If it is possible, it should be explicitly expressed in terms of some $f dx \wedge dy + g dy \wedge dx$ for some f and g, something like this I guess.
Thanks in advance.
Concerning your question 1:
Let's first clarify that when you write an $S^1$-equivariant $2n$-form as $\alpha=\omega_{2n}+\dots+\omega_0u^n$, you are fixing a basis $e_1$ for the Lie algebra $\mathfrak{g}=\mathrm{Lie}(\mathbb{S}^1)\cong\mathbb{R}$ and taking $u=e_1^*$, the dual covector, and the powers $u^n$ mean tensor powers $u\otimes\dots\otimes u$. It is good to also recall that the canonical grading of the Cartan complex counts the polynomial degree doubled (so in fact each term in $\alpha$ is an equivariant $2n$-form). This makes $d_{\mathfrak{g}}$ into a degree-$1$ derivation, so indeed $d_{\mathfrak{g}}\alpha$ is an equivariant $(2n+1)$-form, as you guessed. Finally, recall that if $\omega$ is invariant, then so are $d\omega$ and $i_{x^\#}\omega$.

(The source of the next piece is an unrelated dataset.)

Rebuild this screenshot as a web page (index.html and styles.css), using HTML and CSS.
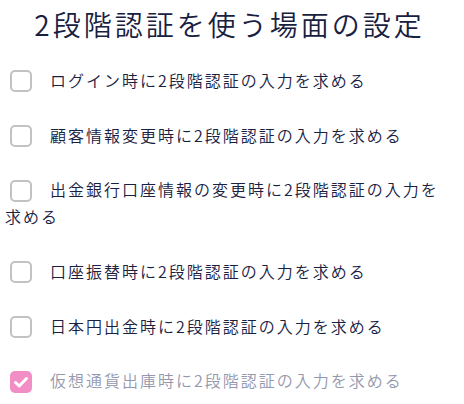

Instead of considering the equivariant $2$-form $\alpha_2=\omega_2+\omega_0u$, let us take an equivariant $4$-form $\alpha_4=\omega_4+\omega_2u+\omega_0u^2$, so that we have to work with the terms involving $i_{X^\#}$ when we take $d_{\mathfrak{g}}$ (which all vanish for $\alpha_2$). Notice that for $X\in\mathfrak{g}$ we have $X=u(X)e_1$, where $u(X)$ is the coordinate of $X$ in the basis $\{e_1\}$. Hence $$\alpha_4(X)=(\omega_4+\omega_2u+\omega_0u^2)X=\omega_4+u(X)\omega_2+u(X)^2\omega_0.$$ We also have $i_{X^\#}=u(X)i_{e_1^\#}$ (let's write $i_1:=i_{e_1^\#}$ for simplicity). Then \begin{align*}d_{\mathfrak{g}}\alpha(X) & = d(\alpha(X))+i_{X^\#}(\alpha(X))\\ & = d[\omega_4+u(X)\omega_2+u(X)^2\omega_0]+i_{X^\#}[\omega_4+u(X)\omega_2+u(X)^2\omega_0]\\ & = d\omega_4+u(X)d\omega_2+u(X)^2d\omega_0+u(X)i_1\omega_4+u(X)^2i_1\omega_2\\ & = d\omega_4+u(X)[d\omega_2+i_1\omega_4]+u(X)^2[d\omega_0+i_1\omega_2]\\ & = [d\omega_4+(d\omega_2+i_1\omega_4)u+(d\omega_0+i_1\omega_2)u^2](X).\end{align*} That is, $d_{\mathfrak{g}}\alpha=d\omega_4+(d\omega_2+i_1\omega_4)u+(d\omega_0+i_1\omega_2)u^2$. Notice that \begin{align*} \mathrm{deg}(d\omega_4) & =5,\\ \mathrm{deg}((d\omega_2+i_1\omega_4)u) =\mathrm{deg}(d\omega_2+i_1\omega_4)+\mathrm{deg}(u)=3+2 & =5,\\ \mathrm{deg}((d\omega_0+i_1\omega_2)u^2) =\mathrm{deg}(d\omega_0+i_1\omega_2)+\mathrm{deg}(u^2)=1+4 & =5. \end{align*} Hence $d_{\mathfrak{g}}\alpha$ is in fact an equivariant $5$-form.
Concerning your question 2, @Praphulla Koushik already made a good point in the comments: even if you could extend the $\mathbb{S}^1$-action to the whole $\mathbb{R}^n$, this would be in general a very weird action, certainly not linear. This would not help with the calculations, if that's what you had in mind.